2 事業メニューの類型化
(1)類型化
ここでは、前項で整理したさまざまな事業・活動を特性や主体、あるいは相互の関係などによって類型化することにより、協働のあり方をいくつかのパターンに整理することを意図している。
本来、まちづくりの「主体」というのは、住民の権利として、あるいは住民本位のまちづくりという点においていえることだが、ここでの主体という意味は、そのような理念的な意味合いではなく、それを踏まえて事業・活動を積極的、主導的に取り組むことをいう。
横軸に事業の広がり、縦軸に事業の主導的な活動主体をとったマトリクス上に事業・活動をポジショニングしたのが図表4-3である。
事業の広がり(横軸)でみると、全町にかかわる公共施設群が右寄りに位置し、全町的なかかわりを持ちながらもその場所が限定されるような事業が左寄りに位置する。事業の主導的な活動主体(縦軸)でみると、行政の主導性が強く求められるものが上に位置し、住民主導の活動が下に位置する。
そうすると4つの象限の内、右上の群には主に公共事業による公共施設が集まるが、その背後には前述のように計画づくりや運営の段階での住民の参加が求められてくる。左上には場所を特定した環境整備などの公共事業群が位置し、それらと関係した活動群が左下に位置する。右下には全町的なかかわりのある、祭りなどさまざまなソフトな活動の群が位置することとなる。

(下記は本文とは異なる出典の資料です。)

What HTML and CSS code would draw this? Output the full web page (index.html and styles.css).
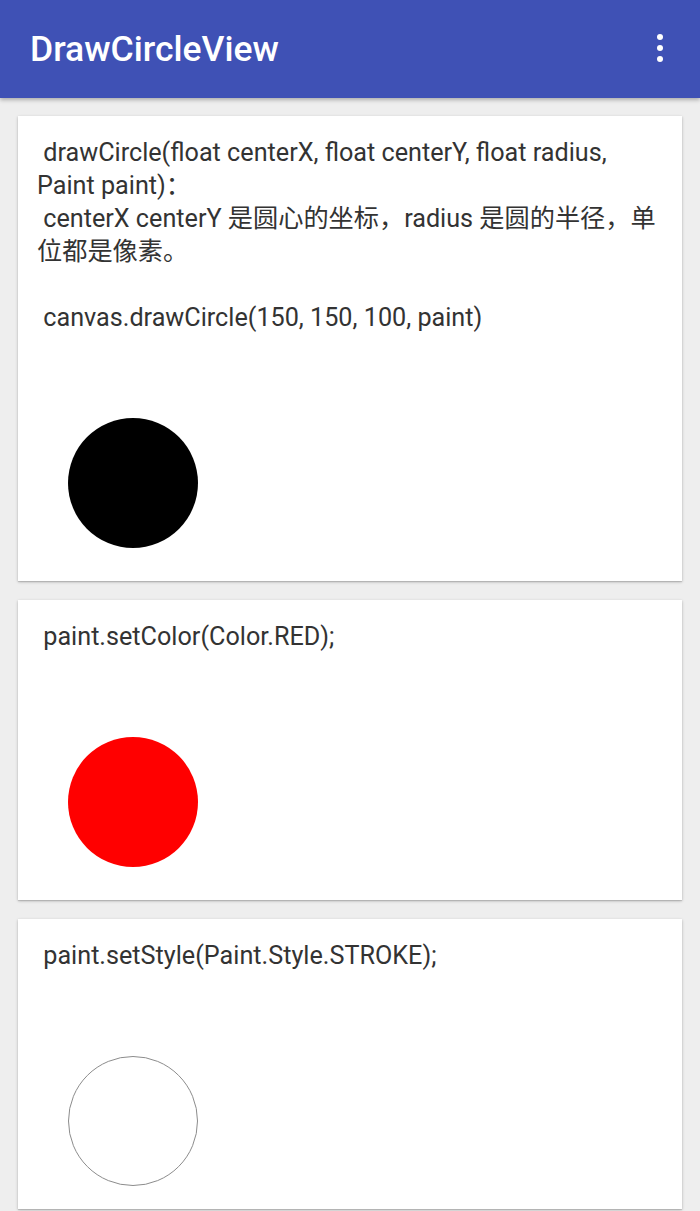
FILE: index.html
```html
<!DOCTYPE html>
<html lang="zh">
<head>
<meta charset="utf-8">
<title>DrawCircleView</title>
<link rel="stylesheet" href="styles.css">
</head>
<body>
<header class="appbar">
  <h1 class="title">DrawCircleView</h1>
  <div class="overflow" aria-label="More options">
    <span class="dot"></span><span class="dot"></span><span class="dot"></span>
  </div>
</header>
<main class="list">
  <section class="card">
    <p class="desc"> drawCircle(float centerX, float centerY, float radius, Paint paint)：
 centerX centerY 是圆心的坐标，radius 是圆的半径，单位都是像素。

 canvas.drawCircle(150, 150, 100, paint)</p>
    <div class="stage"><div class="circle fill-black"></div></div>
  </section>
  <section class="card">
    <p class="desc"> paint.setColor(Color.RED);</p>
    <div class="stage"><div class="circle fill-red"></div></div>
  </section>
  <section class="card">
    <p class="desc"> paint.setStyle(Paint.Style.STROKE);</p>
    <div class="stage stage-last"><div class="circle stroke"></div></div>
  </section>
</main>
</body>
</html>
```
FILE: styles.css
```css
html, body {
  margin: 0;
  padding: 0;
}
body {
  background: #eeeeee;
  font-family: Roboto, "Noto Sans CJK SC", sans-serif;
  width: 700px;
  height: 1211px;
  overflow: hidden;
}
.appbar {
  height: 98px;
  background: #3f51b5;
  display: flex;
  align-items: center;
  justify-content: space-between;
  padding: 0 37px 0 30px;
  box-sizing: border-box;
  box-shadow: 0 2px 4px rgba(0,0,0,0.28);
  position: relative;
  z-index: 1;
}
.title {
  margin: 0;
  color: #ffffff;
  font-size: 35.5px;
  font-weight: 500;
  letter-spacing: 0;
  line-height: 1;
  margin-top: 1px;
}
.overflow {
  display: flex;
  flex-direction: column;
  gap: 5px;
  margin-top: -2px;
}
.dot {
  width: 6px;
  height: 6px;
  border-radius: 50%;
  background: #ffffff;
}
.list {
  display: flex;
  flex-direction: column;
  gap: 19px;
  padding: 18px 18px 0 18px;
}
.card {
  background: #ffffff;
  box-shadow: 0 1px 3px rgba(0,0,0,0.22), 0 1px 1px rgba(0,0,0,0.12);
  padding: 20px 19px 0 19px;
}
.desc {
  margin: 0;
  white-space: pre-wrap;
  font-size: 25.2px;
  line-height: 33px;
  color: #333333;
}
.stage {
  padding: 84px 0 33px 31px;
}
.stage-last {
  padding-bottom: 23px;
}
.circle {
  width: 130px;
  height: 130px;
  border-radius: 50%;
  box-sizing: border-box;
}
.fill-black { background: #000000; }
.fill-red { background: #ff0000; }
.stroke { border: 1px solid #8c8c8c; }
```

それらをその事業の主導や性格、相互のかかわり方からみて、?住民や企業が主導的に活動し、それを行政が支援する形態を「支援系」とする。反対に、?行政がその事業の推進役にならざるを得ない、公共事業に計画段階から住民や企業が参加する形態を「プラン系」とする。その中間型として、?公共的な性格を持ちながらも、計画の事業化段階で住民や企業のかかわりが強く求められる形態を「事業系」とする。その結果、プラン系には公共的なハード事業が多くみられ、支援系には、ソフト事業が多い。事業系は環境整備、保全などの事業やコミュニティ施設など事業実施段階での住民参加が求められる地域活動と一体化した事業がみられる。